Originally a web-based comic, this is the first time that this curious mix of historical fact and steampunk fiction has been available in hardcopy, and what a handsome volume it makes with its cloth-bound spine and quality paper stock.
Padua clearly has much affection for her protagonists, and for the first twenty or so pages she introduces the historical facts regarding Babbage and Lovelace. Babbage was an egotistical and often an irascible genius prone to fits of rage, and Lovelace was the daughter of Lord Bryon, who herself was a mathematical genius. She had a turbulent childhood with a mother, so terrified that her daughter would follow her father’s decadent path, that she was forced to study maths. As a result, Lovelace was more than Babbage’s intellectual equal with her solving many of the Difference Engine’s operational problems during the planning stage as well as writing proto-programmes. Lovelace died of cancer aged 36 and Babbage’s Difference Engine was never realised.
Padua circumvents these facts by having the Difference Engine become a reality when it becomes a tool to fight crime, allows the pair to take on the American banking system, and open gateways to other dimensions. And there’s a liberal amount of ray gun usage too.

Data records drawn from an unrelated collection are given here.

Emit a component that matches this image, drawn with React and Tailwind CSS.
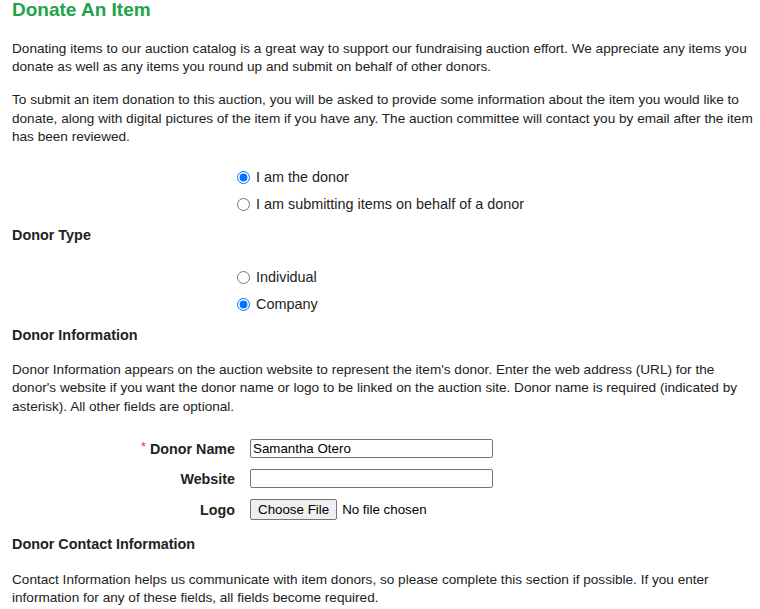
import React from "react";

function Radio({ checked, label, name }) {
  return (
    <label className="flex h-[27px] items-center pl-[225px] text-[14.4px]">
      <input
        type="radio"
        name={name}
        defaultChecked={checked}
        className="m-0 h-[13px] w-[13px]"
      />
      <span className="ml-[6px]">{label}</span>
    </label>
  );
}

function FieldRow({ label, required, children, className = "" }) {
  return (
    <div className={"flex h-[30px] items-center " + className}>
      <div className="w-[223px] text-right text-[14.3px] font-bold">
        {required && <span className="mr-[4px] align-top text-[13px] font-normal leading-[14px] text-[#e8336b]">*</span>}
        {label}
      </div>
      <div className="ml-[15px] flex items-center">{children}</div>
    </div>
  );
}

export default function App() {
  return (
    <div
      className="min-h-[609px] bg-white pl-3 pr-1 text-[13.6px] leading-[18.2px] text-[#222]"
      style={{ fontFamily: '"Liberation Sans", Arial, sans-serif' }}
    >
      <h1 className="h-[20px] text-[19px] font-bold leading-[20px] text-[#1ea34a]">Donate An Item</h1>
      <p className="mt-[20px]">
        Donating items to our auction catalog is a great way to support our fundraising auction effort. We appreciate any items you donate as well as any items you round up and submit on behalf of other donors.
      </p>
      <p className="mt-[15px]">
        To submit an item donation to this auction, you will be asked to provide some information about the item you would like to donate, along with digital pictures of the item if you have any. The auction committee will contact you by email after the item has been reviewed.
      </p>

      <div className="mt-[17.5px]">
        <Radio name="who" checked label="I am the donor" />
        <Radio name="who" label="I am submitting items on behalf of a donor" />
      </div>

      <div className="mt-[8.4px] text-[14.4px] font-bold">Donor Type</div>

      <div className="mt-[19.4px]">
        <Radio name="type" label="Individual" />
        <Radio name="type" checked label="Company" />
      </div>

      <div className="mt-[8.4px] text-[14.4px] font-bold">Donor Information</div>

      <p className="mt-[17.2px]">
        Donor Information appears on the auction website to represent the item's donor. Enter the web address (URL) for the donor's website if you want the donor name or logo to be linked on the auction site. Donor name is required (indicated by asterisk). All other fields are optional.
      </p>

      <div className="mt-[18px]">
        <FieldRow label="Donor Name" required>
          <div className="flex h-[19px] w-[243px] items-center rounded-[2px] border border-[#767676] bg-white px-[2px] text-[13.33px] leading-[16px] text-black">
            Samantha Otero
          </div>
        </FieldRow>
        <FieldRow label="Website">
          <div className="h-[19px] w-[243px] rounded-[2px] border border-[#767676] bg-white" />
        </FieldRow>
        <FieldRow label="Logo" className="mt-px">
          <div className="flex h-[21px] items-center rounded-[2px] border border-[#767676] bg-[#efefef] px-[7px] text-[13.33px] leading-[16px] text-black">
            Choose File
          </div>
          <span className="ml-[5px] text-[13.33px] text-black">No file chosen</span>
        </FieldRow>
      </div>

      <div className="mt-[10px] text-[14.4px] font-bold">Donor Contact Information</div>

      <p className="mt-[18px]">
        Contact Information helps us communicate with item donors, so please complete this section if possible. If you enter information for any of these fields, all fields become required.
      </p>
    </div>
  );
}
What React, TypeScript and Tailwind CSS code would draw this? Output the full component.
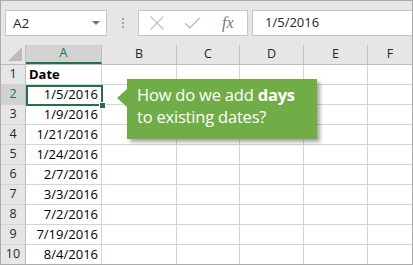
import { Check, X } from "lucide-react";

const cols = [
  { label: "A", w: "w-[76px]" },
  { label: "B", w: "w-[75px]" },
  { label: "C", w: "w-[63px]" },
  { label: "D", w: "w-[64px]" },
  { label: "E", w: "w-[64px]" },
  { label: "F", w: "flex-1" },
];

const dates = [
  "",
  "1/5/2016",
  "1/9/2016",
  "1/21/2016",
  "1/24/2016",
  "2/7/2016",
  "3/3/2016",
  "7/2/2016",
  "7/19/2016",
  "8/4/2016",
];

const App = () => {
  return (
    <div
      className="relative w-[413px] h-[265px] overflow-hidden border border-[#ababab] bg-[#e6e6e6] text-[#262626]"
      style={{ fontFamily: '"Open Sans", "Noto Sans", sans-serif' }}
    >
      {/* Formula bar */}
      <div className="flex items-center h-[44px] pl-[4px]">
        <div className="flex items-center justify-between w-[102px] h-[26px] bg-white border border-[#c6c6c6] pl-[7px] pr-[6px]">
          <span className="text-[13.5px]">A2</span>
          <span className="w-0 h-0 border-l-[4px] border-r-[4px] border-t-[4px] border-l-transparent border-r-transparent border-t-[#777]" />
        </div>
        <div className="flex flex-col gap-[2px] mx-[14px] ml-[15px]">
          <span className="w-[2px] h-[2px] bg-[#a0a0a0]" />
          <span className="w-[2px] h-[2px] bg-[#a0a0a0]" />
          <span className="w-[2px] h-[2px] bg-[#a0a0a0]" />
        </div>
        <div className="flex items-center w-[110px] h-[26px] bg-white border border-[#c6c6c6]">
          <X className="ml-[6px] w-[24px] h-[24px] text-[#c3c3c3]" strokeWidth={1.2} />
          <Check className="ml-[13px] w-[21px] h-[21px] text-[#c3c3c3]" strokeWidth={1.8} />
          <span
            className="ml-[19px] text-[16px] italic text-[#777]"
            style={{ fontFamily: '"Liberation Serif", serif' }}
          >
            fx
          </span>
        </div>
        <div className="flex items-center flex-1 h-[26px] ml-[4px] bg-white border border-[#c6c6c6] border-r-0 pl-[12px]">
          <span className="text-[13px]">1/5/2016</span>
        </div>
      </div>

      {/* Column headers */}
      <div className="flex h-[20px] border-b border-[#bdbdbd]">
        <div className="flex items-end justify-end w-[25px] border-r border-[#bdbdbd] pr-[3px] pb-[3px]">
          <svg width="14" height="14" viewBox="0 0 14 14">
            <polygon points="14,0 14,14 0,14" fill="#bcbcbc" />
          </svg>
        </div>
        {cols.map((c) => (
          <div
            key={c.label}
            className={`${c.w} flex items-center justify-center text-[12.5px] ${
              c.label === "A"
                ? "bg-[#d2d2d2] text-[#217346] border-b-2 border-[#217346] border-r border-r-[#bdbdbd]"
                : c.label === "F"
                ? ""
                : "border-r border-[#c4c4c4]"
            }`}
          >
            {c.label}
          </div>
        ))}
      </div>

      {/* Rows */}
      {dates.map((d, i) => (
        <div key={i} className="flex h-[20px]">
          <div
            className={`w-[25px] flex items-center justify-center text-[12.5px] border-r border-[#bdbdbd] border-b border-b-[#d4d4d4] ${
              i === 1 ? "bg-[#d2d2d2] text-[#217346]" : ""
            }`}
          >
            {i + 1}
          </div>
          {cols.map((c, j) => (
            <div
              key={c.label}
              className={`${c.w} flex items-center bg-white border-b border-[#d4d4d4] ${
                j < 5 ? "border-r" : ""
              } ${j === 0 ? (i === 0 ? "justify-start pl-[3px]" : "justify-end pr-[3px]") : ""}`}
            >
              {j === 0 && (
                <span className={`text-[13px] text-black ${i === 0 ? "font-bold" : ""}`}>
                  {i === 0 ? "Date" : d}
                </span>
              )}
            </div>
          ))}
        </div>
      ))}

      {/* Selection box on A2 */}
      <div className="absolute left-[25px] top-[84px] w-[77px] h-[21px] border-2 border-[#217346]" />
      <div className="absolute left-[98px] top-[101px] w-[7px] h-[7px] bg-[#217346] border border-white" />

      {/* Callout */}
      <div className="absolute left-[116px] top-[78px] flex">
        <div className="mt-[10px] w-0 h-0 border-t-[9px] border-b-[9px] border-r-[10px] border-t-transparent border-b-transparent border-r-[#70ad47]" />
        <div className="w-[190px] h-[60px] bg-[#70ad47] shadow-[3px_3px_4px_rgba(0,0,0,0.35)] pl-[10px] pt-[5px] text-white text-[16.5px] leading-[22px] tracking-[-0.2px]">
          How do we add <b>days</b>
          <br />
          to existing dates?
        </div>
      </div>
    </div>
  );
};

export default App;
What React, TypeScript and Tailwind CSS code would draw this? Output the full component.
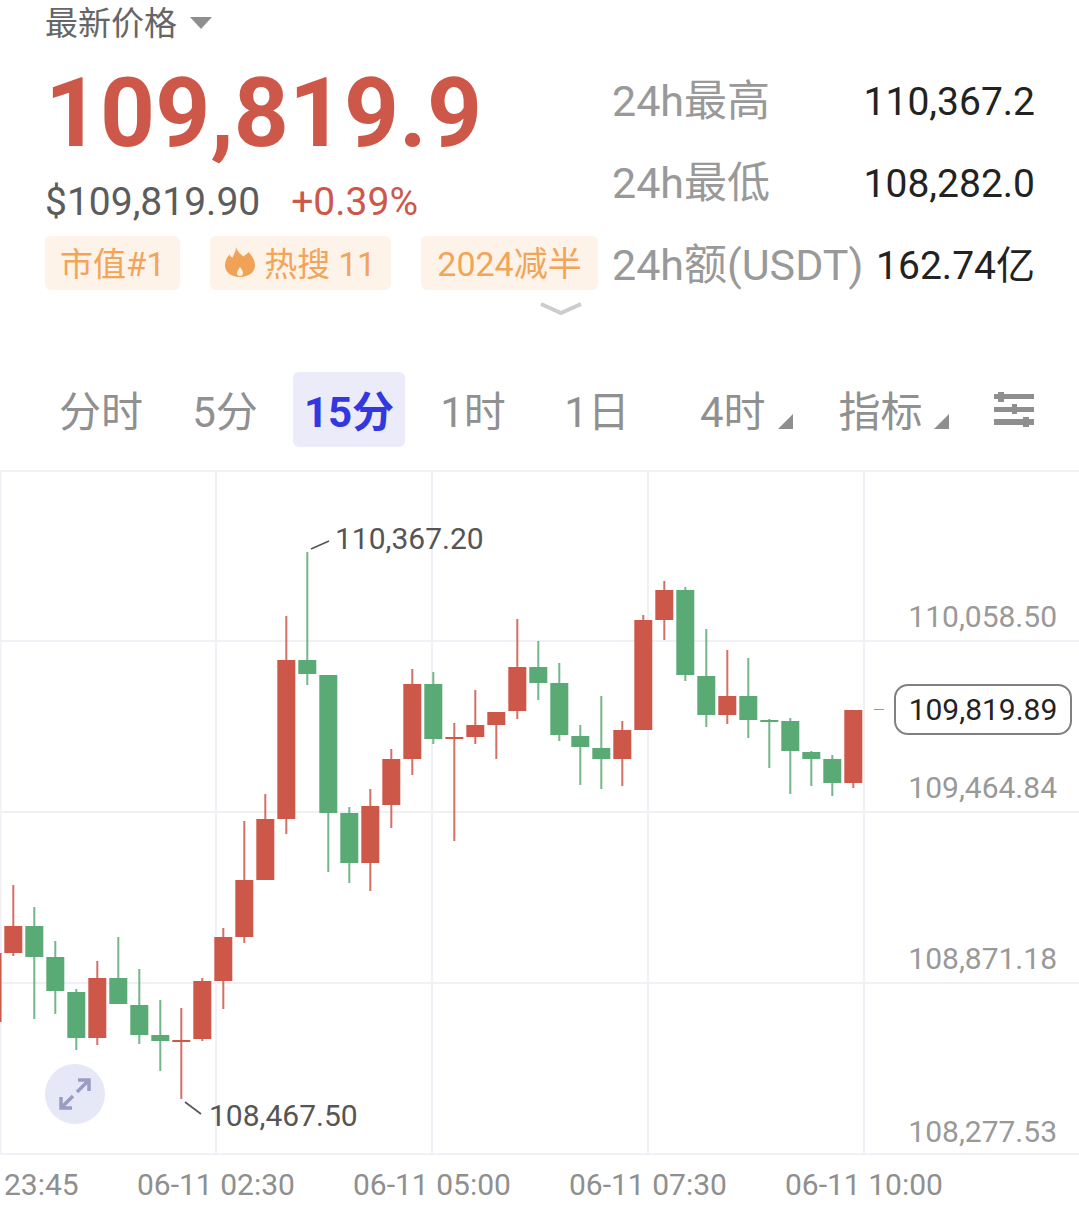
import { useMemo } from "react";

type Candle = [dir: "up" | "down", high: number, top: number, bottom: number, low: number];

const candles: Candle[] = [
  ["up", 885, 926, 953, 956],
  ["down", 907, 926, 957, 1019],
  ["down", 941, 957, 991, 1014],
  ["down", 989, 992, 1038, 1050],
  ["up", 961, 978, 1038, 1045],
  ["down", 937, 978, 1004, 1004],
  ["down", 969, 1005, 1035, 1044],
  ["down", 1000, 1035, 1041, 1071],
  ["up", 1008, 1040, 1041, 1099],
  ["up", 978, 981, 1039, 1041],
  ["up", 928, 937, 981, 1009],
  ["up", 821, 880, 937, 943],
  ["up", 794, 819, 880, 880],
  ["up", 616, 660, 819, 834],
  ["down", 552, 660, 674, 685],
  ["down", 675, 675, 813, 872],
  ["down", 807, 813, 863, 883],
  ["up", 789, 806, 863, 891],
  ["up", 749, 759, 805, 828],
  ["up", 669, 684, 759, 775],
  ["down", 672, 684, 739, 744],
  ["up", 723, 737, 739, 841],
  ["up", 690, 725, 737, 744],
  ["up", 712, 712, 725, 759],
  ["up", 619, 667, 711, 719],
  ["down", 641, 667, 683, 700],
  ["down", 663, 683, 735, 741],
  ["down", 725, 736, 747, 785],
  ["down", 696, 748, 759, 789],
  ["up", 721, 730, 759, 786],
  ["up", 615, 620, 730, 730],
  ["up", 581, 590, 620, 640],
  ["down", 587, 590, 675, 681],
  ["down", 629, 676, 715, 727],
  ["up", 650, 696, 715, 724],
  ["down", 658, 696, 720, 738],
  ["down", 719, 720, 722, 768],
  ["down", 718, 721, 751, 794],
  ["down", 751, 752, 759, 786],
  ["down", 755, 759, 783, 796],
  ["up", 710, 710, 783, 788],
];

const chartTop = 470;

const priceLabels = [
  { text: "110,058.50", y: 599 },
  { text: "109,464.84", y: 770 },
  { text: "108,871.18", y: 941 },
  { text: "108,277.53", y: 1114 },
];

const timeLabels = [
  { text: "23:45", left: 4 },
  { text: "06-11 02:30", left: 137 },
  { text: "06-11 05:00", left: 353 },
  { text: "06-11 07:30", left: 569 },
  { text: "06-11 10:00", left: 785 },
];

const tabs = ["分时", "5分", "15分", "1时", "1日"];

function CornerMark() {
  return (
    <svg viewBox="0 0 15 15" className="mt-[17px] h-[15px] w-[15px] fill-[#8f8f8f]">
      <path d="M15 0V15H0Z" />
    </svg>
  );
}

function Tag({ children, className }: { children: React.ReactNode; className: string }) {
  return (
    <div className={`flex h-[54px] items-center justify-center rounded-[6px] bg-[#fdf3e9] pt-[3px] text-[33px] text-[#f2a458] ${className}`}>
      {children}
    </div>
  );
}

function StatRow({ label, value }: { label: string; value: string }) {
  return (
    <div className="flex h-[41px] items-center justify-between whitespace-nowrap">
      <span className="text-[43px] text-[#999999]">{label}</span>
      <span className="-mr-[1px] pt-[2px] text-[39px] text-[#222222]">{value}</span>
    </div>
  );
}

function CandleChart() {
  const rects = useMemo(
    () =>
      candles.map(([dir, high, top, bottom, low], i) => {
        const cx = 13.3 + i * 21;
        const color = dir === "up" ? "#cd584a" : "#5aaa76";
        return (
          <g key={i} fill={color}>
            <rect x={cx - 1} y={high - chartTop} width={2} height={low - high} opacity={0.85} />
            <rect x={cx - 9} y={top - chartTop} width={18} height={Math.max(bottom - top, 2)} />
          </g>
        );
      }),
    [],
  );

  return (
    <svg viewBox="0 0 1079 685" className="absolute inset-0 h-[685px] w-[1079px]">
      <g fill="#f0f0f6">
        <rect x="0" y="0" width="1079" height="2" />
        <rect x="0" y="170" width="1079" height="2" />
        <rect x="0" y="341" width="1079" height="2" />
        <rect x="0" y="512" width="1079" height="2" />
        <rect x="0" y="683" width="1079" height="2" />
        <rect x="0" y="0" width="1.5" height="685" />
        <rect x="215" y="0" width="2" height="685" />
        <rect x="431" y="0" width="2" height="685" />
        <rect x="647" y="0" width="2" height="685" />
        <rect x="863" y="0" width="2" height="685" />
      </g>
      <rect x="0" y="483" width="1.5" height="69" fill="#cd584a" />
      {rects}
      <path d="M311 79L329 71" stroke="#555555" strokeWidth="1.6" />
      <path d="M185 632L201 644" stroke="#555555" strokeWidth="1.6" />
      <path d="M874 239.5H884" stroke="#999999" strokeWidth="1" />
    </svg>
  );
}

export default function App() {
  return (
    <div
      className="relative h-[1207px] w-[1079px] overflow-hidden bg-white"
      style={{ fontFamily: 'Roboto, "Noto Sans CJK SC", sans-serif' }}
    >
      <div className="flex h-[372px] pl-[45px] pr-[45px]">
        <div className="w-[567px] shrink-0">
          <div className="flex h-[46px] items-center gap-[13px] text-[33px] leading-none text-[#666666]">
            <span>最新价格</span>
            <svg viewBox="0 0 22 12" className="h-[12px] w-[22px] fill-[#8f8f8f]">
              <path d="M0 0H22L11 12Z" />
            </svg>
          </div>
          <div className="mt-[19px] text-[96px] font-bold leading-[96px] text-[#cd584a]">109,819.9</div>
          <div className="mt-[19px] flex h-[44px] items-center gap-[31px] whitespace-nowrap text-[39px]">
            <span className="text-[#5c5c5c]">$109,819.90</span>
            <span className="text-[#cd584a]">+0.39%</span>
          </div>
          <div className="mt-[12px] flex gap-[30px] whitespace-nowrap">
            <Tag className="w-[135px]">市值#1</Tag>
            <Tag className="w-[181px] gap-[9px]">
              <svg viewBox="0 0 30 30" className="-mt-[5px] h-[30px] w-[30px]">
                <path
                  fill="#f0a356"
                  d="M11 0C12 4 15 7 18.5 9.5C20 8 22 7 23.5 5C27 9 30 13 30 18.5C30 25 24 30 15 30C6 30 0 25 0 18.5C0 14 2 10 4.5 7.5C5 9 6 10 7.5 10.5C9 7 11 4 11 0Z"
                />
                <path fill="#fdf3e9" d="M15 20C17 22.5 18 24.5 18 26C18 28 17 29 15 29C13 29 12 28 12 26C12 24.5 13.5 22.5 15 20Z" />
              </svg>
              <span>热搜 11</span>
            </Tag>
            <Tag className="w-[177px]">
              <span className="text-[34px]">2024减半</span>
            </Tag>
          </div>
          <div className="mt-[12px] flex justify-end pr-[30px]">
            <svg viewBox="0 0 42 14" className="h-[14px] w-[42px] fill-none stroke-[#cccccc] stroke-[4]">
              <path d="M1 2L21 11L41 2" />
            </svg>
          </div>
        </div>
        <div className="flex-1 pt-[81px]">
          <div className="flex flex-col gap-[41px]">
            <StatRow label="24h最高" value="110,367.2" />
            <StatRow label="24h最低" value="108,282.0" />
            <StatRow label="24h额(USDT)" value="162.74亿" />
          </div>
        </div>
      </div>

      <div className="flex h-[98px] items-start pl-[39px] text-[42px] leading-none text-[#909090]">
        {tabs.map((tab) =>
          tab === "15分" ? (
            <div key={tab} className="w-[124px] px-[6px]">
              <div className="flex h-[75px] items-center justify-center rounded-[6px] bg-[#ebebfa] pt-[6px] font-bold text-[#3237e0]">
                {tab}
              </div>
            </div>
          ) : (
            <div key={tab} className="flex h-[75px] w-[124px] items-center justify-center pt-[6px]">
              {tab}
            </div>
          ),
        )}
        <div className="ml-[41px] flex h-[75px] items-center gap-[12px] pt-[6px]">
          <span>4时</span>
          <CornerMark />
        </div>
        <div className="ml-[46px] flex h-[75px] items-center gap-[11px] pt-[6px]">
          <span>指标</span>
          <CornerMark />
        </div>
        <div className="ml-[45px] flex h-[75px] items-center">
          <svg viewBox="0 0 40 35" className="h-[35px] w-[40px] fill-[#8f8f8f]">
            <rect x="0" y="2" width="40" height="5" />
            <rect x="4" y="0" width="6" height="10" />
            <rect x="0" y="15" width="40" height="5" />
            <rect x="18" y="12" width="5" height="10" />
            <rect x="0" y="27" width="40" height="6" />
            <rect x="29" y="25" width="6" height="10" />
          </svg>
        </div>
      </div>

      <div className="relative h-[685px] w-[1079px]">
        <CandleChart />
        <span className="absolute left-[335px] top-[51px] text-[30px] leading-[36px] text-[#555555]">110,367.20</span>
        <span className="absolute left-[209px] top-[628px] text-[30px] leading-[36px] text-[#555555]">108,467.50</span>
        {priceLabels.map((label) => (
          <span
            key={label.text}
            className="absolute right-[22px] text-[30px] leading-[36px] text-[#999999]"
            style={{ top: label.y - chartTop }}
          >
            {label.text}
          </span>
        ))}
        <div className="absolute left-[894px] top-[214px] flex h-[51px] w-[178px] items-center justify-center rounded-[14px] border-2 border-[#808080] bg-white text-[30px] text-[#222222]">
          109,819.89
        </div>
        <div className="absolute left-[45px] top-[594px] flex h-[60px] w-[60px] items-center justify-center rounded-full bg-[#e6e8f8]">
          <svg viewBox="0 0 36 36" className="h-[36px] w-[36px] fill-none stroke-[#9a9cc4] stroke-[3.5]">
            <path d="M20 16L32 4M21 4H32V15" />
            <path d="M16 20L4 32M4 21V32H15" />
          </svg>
        </div>
      </div>

      <div className="relative h-[52px] text-[30px] text-[#8f8f8f]">
        {timeLabels.map((label) => (
          <span key={label.text} className="absolute top-[12px] whitespace-nowrap leading-[36px]" style={{ left: label.left }}>
            {label.text}
          </span>
        ))}
      </div>
    </div>
  );
}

It’s beautifully drawn, with the artwork resembling something that might have appeared in The Strand or any other Victorian publication crossed with a contemporary style cartoon. Padua has clearly undertaken an exhaustive amount of research into Victorian Britain and the lead characters as she uses actual quotes in the exchanges between them. Practically every page has a footnote with interesting, and occasionally not so interesting, facts pertaining to the world as it was then. There’s also excerpts from correspondence and books of that era so you cannot help but learn as you are being entertained.
So it’s not quite a graphic novel, nor is it quite a book, but rather something unique; a tome that is brimming with an astounding amount of visual and cerebral humour that, as you read it, you can almost feel your own mind expanding to the point that you might, just might win a verbal sparring contest against Oscar Wilde.